» **AIM**
Copy, in full, each line of the material that holds the word "components".

▼▼▼

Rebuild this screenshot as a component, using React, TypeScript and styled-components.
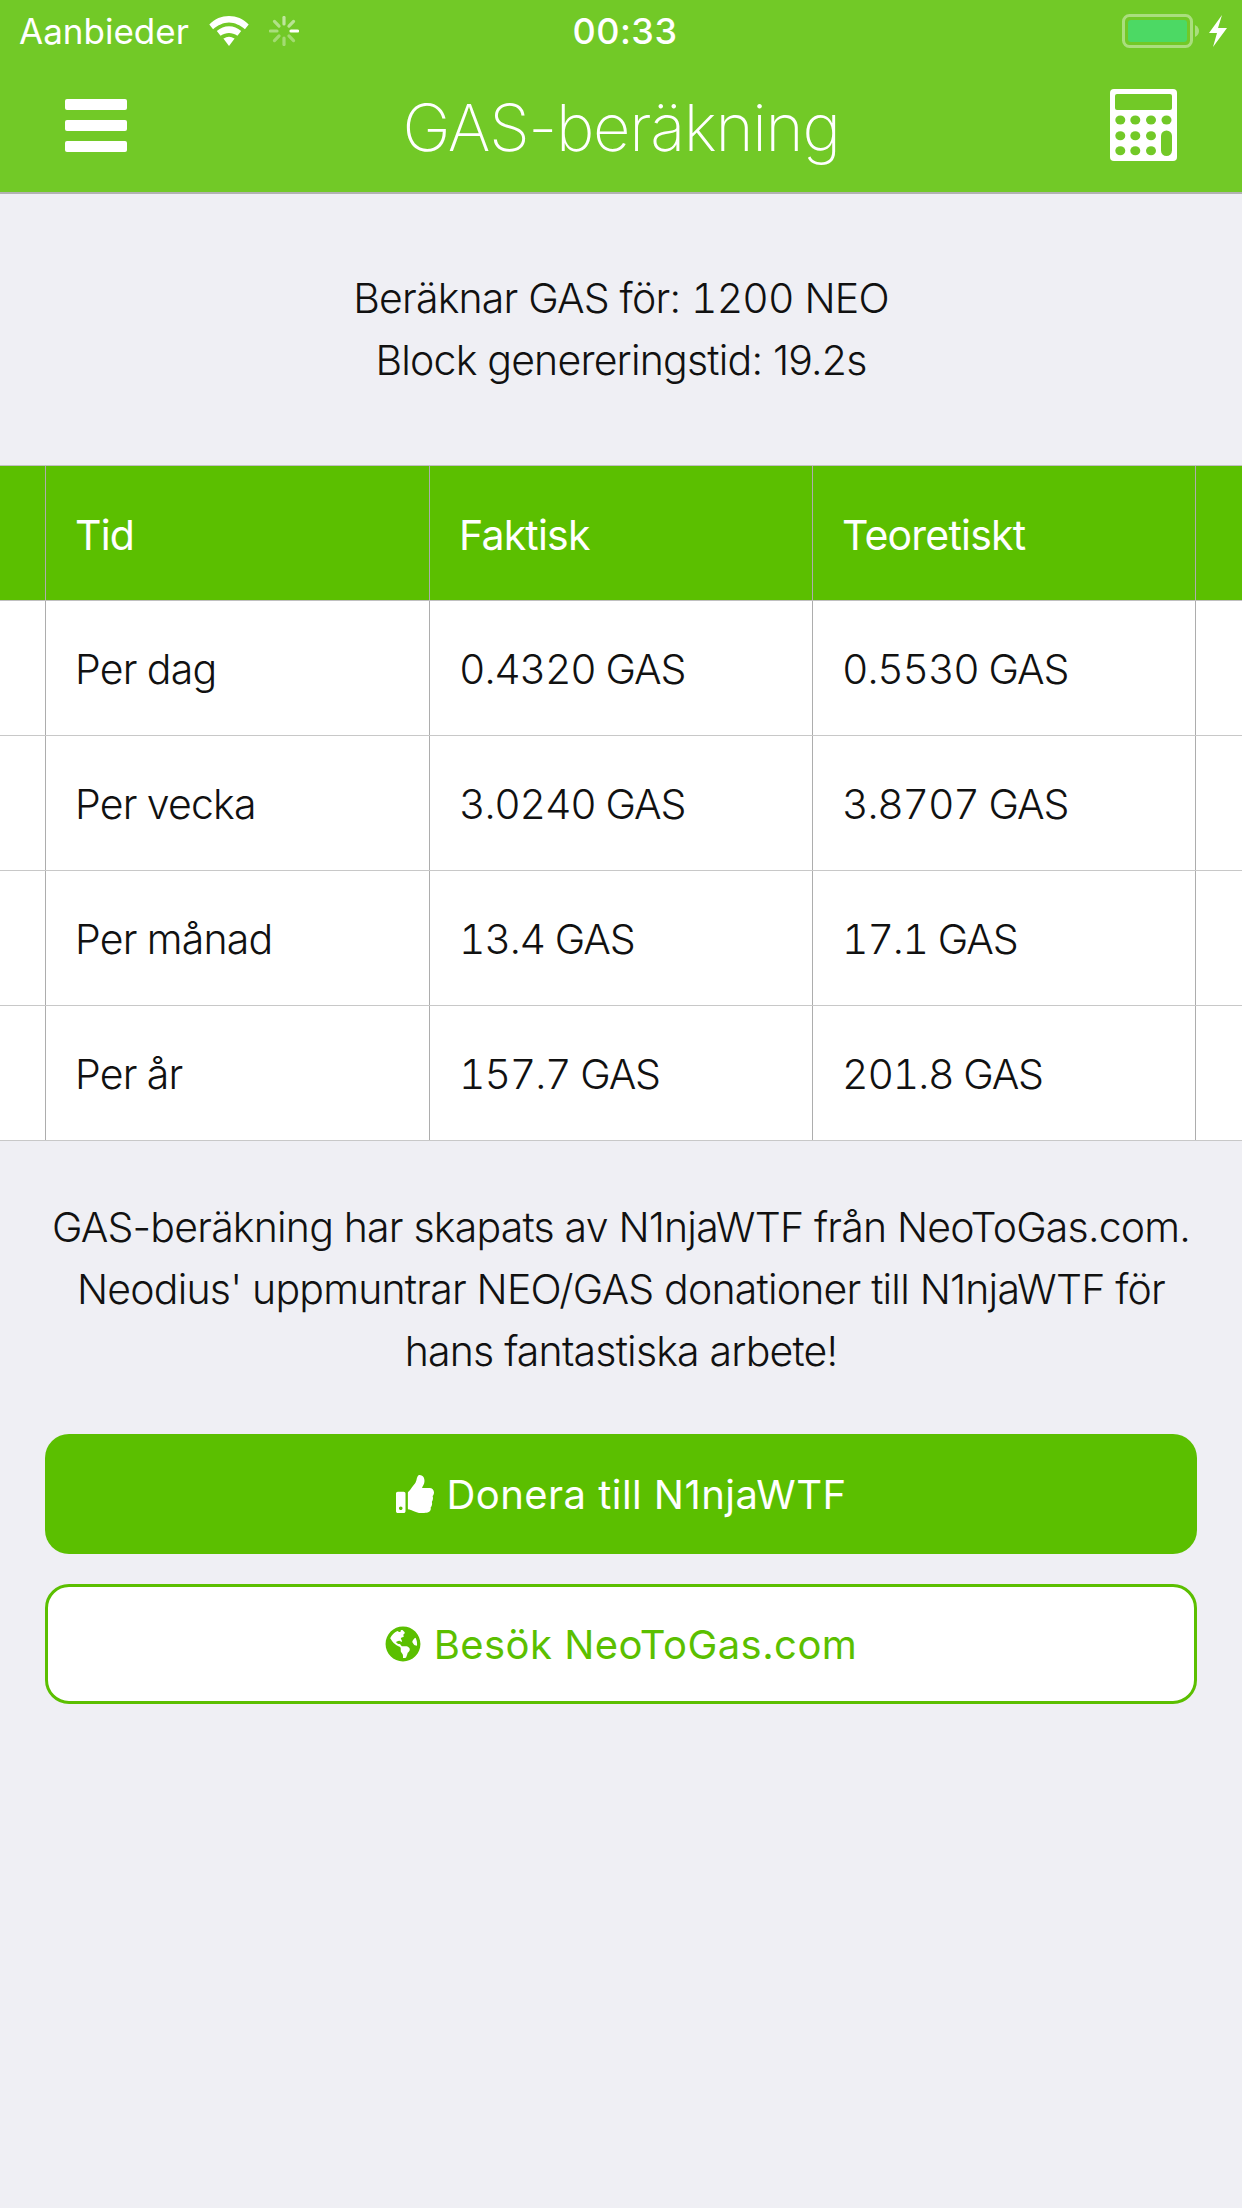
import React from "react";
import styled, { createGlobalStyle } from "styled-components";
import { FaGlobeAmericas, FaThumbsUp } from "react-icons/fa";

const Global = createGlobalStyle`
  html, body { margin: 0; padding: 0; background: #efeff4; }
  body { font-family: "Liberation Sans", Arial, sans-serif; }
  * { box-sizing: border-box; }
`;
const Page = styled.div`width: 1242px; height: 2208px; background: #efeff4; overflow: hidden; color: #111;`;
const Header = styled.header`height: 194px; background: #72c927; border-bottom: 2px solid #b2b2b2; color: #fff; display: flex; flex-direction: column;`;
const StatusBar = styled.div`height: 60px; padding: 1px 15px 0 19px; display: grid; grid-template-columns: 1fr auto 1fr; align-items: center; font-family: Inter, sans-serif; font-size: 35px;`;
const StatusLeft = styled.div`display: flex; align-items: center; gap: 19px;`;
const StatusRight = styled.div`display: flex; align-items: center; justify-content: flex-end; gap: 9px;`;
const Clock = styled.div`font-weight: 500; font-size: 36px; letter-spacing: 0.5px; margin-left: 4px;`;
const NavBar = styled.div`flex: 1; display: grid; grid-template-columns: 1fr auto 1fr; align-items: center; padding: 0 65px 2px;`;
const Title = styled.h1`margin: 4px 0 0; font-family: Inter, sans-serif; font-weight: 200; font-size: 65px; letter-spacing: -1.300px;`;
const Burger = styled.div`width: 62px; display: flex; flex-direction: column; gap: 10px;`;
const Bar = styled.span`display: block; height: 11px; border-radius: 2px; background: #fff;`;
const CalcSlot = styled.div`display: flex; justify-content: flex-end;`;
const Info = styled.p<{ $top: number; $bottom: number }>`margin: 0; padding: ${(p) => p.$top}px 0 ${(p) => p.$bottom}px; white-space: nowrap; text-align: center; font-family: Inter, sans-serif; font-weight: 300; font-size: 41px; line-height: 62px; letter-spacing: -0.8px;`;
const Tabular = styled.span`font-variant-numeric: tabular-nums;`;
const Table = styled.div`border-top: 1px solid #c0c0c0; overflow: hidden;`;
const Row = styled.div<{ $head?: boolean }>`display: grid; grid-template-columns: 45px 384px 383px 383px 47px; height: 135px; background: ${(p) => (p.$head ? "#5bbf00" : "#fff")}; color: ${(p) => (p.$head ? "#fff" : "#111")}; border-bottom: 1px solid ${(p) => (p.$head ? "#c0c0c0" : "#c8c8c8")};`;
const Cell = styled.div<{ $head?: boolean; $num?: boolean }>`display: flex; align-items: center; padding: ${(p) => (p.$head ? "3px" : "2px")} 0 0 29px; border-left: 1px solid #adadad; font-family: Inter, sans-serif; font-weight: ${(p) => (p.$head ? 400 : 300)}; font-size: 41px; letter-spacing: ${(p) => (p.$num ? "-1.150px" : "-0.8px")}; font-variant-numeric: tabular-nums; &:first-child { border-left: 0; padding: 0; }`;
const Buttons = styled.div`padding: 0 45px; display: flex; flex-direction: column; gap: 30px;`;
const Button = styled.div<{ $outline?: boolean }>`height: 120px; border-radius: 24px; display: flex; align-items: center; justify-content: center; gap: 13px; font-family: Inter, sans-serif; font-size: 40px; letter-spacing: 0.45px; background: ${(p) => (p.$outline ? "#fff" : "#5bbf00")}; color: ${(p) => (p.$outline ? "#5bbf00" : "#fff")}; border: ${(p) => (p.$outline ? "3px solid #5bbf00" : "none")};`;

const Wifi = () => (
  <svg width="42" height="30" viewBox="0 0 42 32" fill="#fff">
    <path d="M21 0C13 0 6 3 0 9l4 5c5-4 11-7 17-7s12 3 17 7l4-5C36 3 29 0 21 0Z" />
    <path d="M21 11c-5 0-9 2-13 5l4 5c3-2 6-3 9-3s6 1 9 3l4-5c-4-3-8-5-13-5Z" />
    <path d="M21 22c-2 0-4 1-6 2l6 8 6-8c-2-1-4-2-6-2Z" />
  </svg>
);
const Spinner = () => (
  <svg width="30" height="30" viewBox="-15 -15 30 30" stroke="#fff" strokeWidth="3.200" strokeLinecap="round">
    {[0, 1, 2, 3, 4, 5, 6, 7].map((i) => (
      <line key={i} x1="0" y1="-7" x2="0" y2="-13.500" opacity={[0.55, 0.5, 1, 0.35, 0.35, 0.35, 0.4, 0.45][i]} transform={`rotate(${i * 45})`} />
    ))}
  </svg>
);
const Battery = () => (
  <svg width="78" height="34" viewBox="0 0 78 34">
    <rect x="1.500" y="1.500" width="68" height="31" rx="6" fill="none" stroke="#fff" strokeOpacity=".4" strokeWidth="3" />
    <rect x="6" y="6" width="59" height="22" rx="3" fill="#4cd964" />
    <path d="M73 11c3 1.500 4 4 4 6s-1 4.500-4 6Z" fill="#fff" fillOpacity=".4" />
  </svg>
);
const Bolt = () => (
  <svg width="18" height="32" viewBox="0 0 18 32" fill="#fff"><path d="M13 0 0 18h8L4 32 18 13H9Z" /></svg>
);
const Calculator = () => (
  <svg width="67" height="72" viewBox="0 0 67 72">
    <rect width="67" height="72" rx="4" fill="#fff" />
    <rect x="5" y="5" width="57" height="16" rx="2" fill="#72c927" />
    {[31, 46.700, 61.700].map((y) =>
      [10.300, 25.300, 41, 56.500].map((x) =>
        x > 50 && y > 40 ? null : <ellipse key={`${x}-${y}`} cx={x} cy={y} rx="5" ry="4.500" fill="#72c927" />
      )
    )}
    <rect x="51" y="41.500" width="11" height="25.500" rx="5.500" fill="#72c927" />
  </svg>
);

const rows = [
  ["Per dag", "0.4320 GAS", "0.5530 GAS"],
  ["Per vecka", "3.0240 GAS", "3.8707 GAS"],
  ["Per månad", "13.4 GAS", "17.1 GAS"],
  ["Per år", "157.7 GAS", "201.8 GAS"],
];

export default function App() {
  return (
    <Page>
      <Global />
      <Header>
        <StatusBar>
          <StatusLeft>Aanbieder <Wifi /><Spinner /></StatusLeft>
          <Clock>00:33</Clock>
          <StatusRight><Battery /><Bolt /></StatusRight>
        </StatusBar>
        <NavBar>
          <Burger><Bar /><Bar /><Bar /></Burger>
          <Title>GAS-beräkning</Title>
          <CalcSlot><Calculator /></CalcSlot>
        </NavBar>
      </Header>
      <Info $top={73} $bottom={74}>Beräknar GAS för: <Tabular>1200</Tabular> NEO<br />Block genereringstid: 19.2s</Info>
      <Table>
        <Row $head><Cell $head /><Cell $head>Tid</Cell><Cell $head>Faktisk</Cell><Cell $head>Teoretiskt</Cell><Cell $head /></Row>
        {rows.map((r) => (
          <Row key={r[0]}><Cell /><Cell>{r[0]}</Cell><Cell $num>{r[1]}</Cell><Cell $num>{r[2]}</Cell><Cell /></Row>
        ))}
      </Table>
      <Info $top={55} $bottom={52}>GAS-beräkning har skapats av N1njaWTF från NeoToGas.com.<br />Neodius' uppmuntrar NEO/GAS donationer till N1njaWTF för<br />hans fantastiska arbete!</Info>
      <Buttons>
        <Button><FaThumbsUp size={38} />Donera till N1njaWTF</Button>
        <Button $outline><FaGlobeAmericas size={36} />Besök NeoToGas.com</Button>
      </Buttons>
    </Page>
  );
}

▲▲▲

» **REPLY**
Rebuild this screenshot as a component, using React, TypeScript and styled-components.
import styled, { createGlobalStyle } from "styled-components";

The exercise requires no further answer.